We have seen this movie before. The slow-motion departure of diplomatic personnel is a classic signal of a failing relationship. It starts with the suspension of visa services. It moves to the evacuation of families. It culminates in a ghost embassy, a hollowed-out facility staffed by a skeleton crew, waiting for a final exit order that comes in the dead of night. If the State Department is not careful, that is the trajectory they are on.
The question that remains, one that the official briefings will not answer, is whether Washington actually cares about the loss of its consular presence in Pakistan. There is a school of thought in the current administration that views South Asia through a very narrow aperture, focused almost entirely on the Indo-Pacific and the containment of China.
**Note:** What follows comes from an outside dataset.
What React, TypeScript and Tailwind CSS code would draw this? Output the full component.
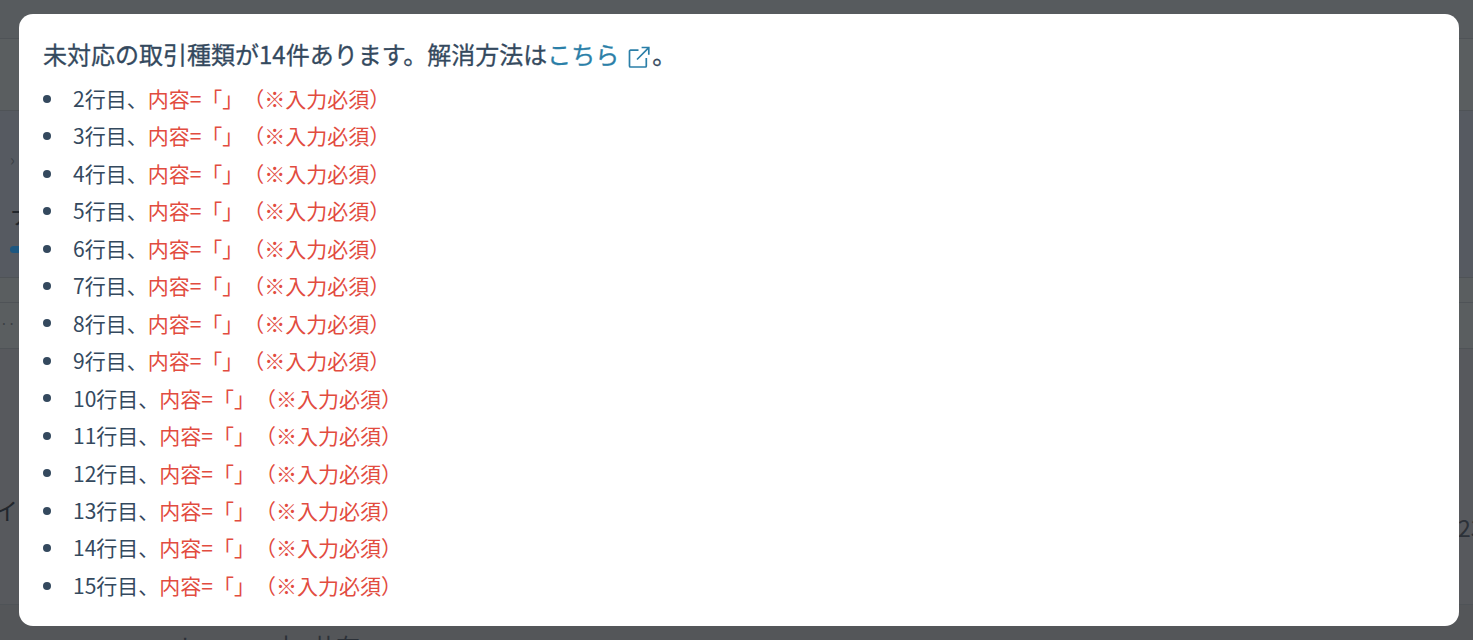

From that vantage point, Pakistan might be viewed as a secondary concern, a sideshow to the main event. If that is the case, then the closing of these consulates is not a tragedy. It is a feature of a new, more detached strategy.
But if the goal is to maintain influence in a region that is home to a nuclear-armed power with deep historical ties to both the Middle East and Central Asia, then this retreat is a disaster. It is a surrender of terrain. It is a decision to stop competing for the hearts and minds of the people, and to focus solely on the hard-power reality of missile trajectories and military bases. That is a grim way to conduct international affairs.
The empty desks in Karachi and Lahore are not just a logistical problem. They are a sign of the times. The world is becoming a more dangerous place for the men and women who represent the United States abroad. We are moving away from an age of engagement and into an age of retreat. The walls are going up, the staff is leaving, and the silence in the corridors is a warning that the era of open-door diplomacy is coming to a close. There is no going back to the way things were before the protests, before the gunfire, and before the shutters were pulled down. The only thing left to do is to see how much more ground will be lost before the final decision is made to turn out the lights entirely.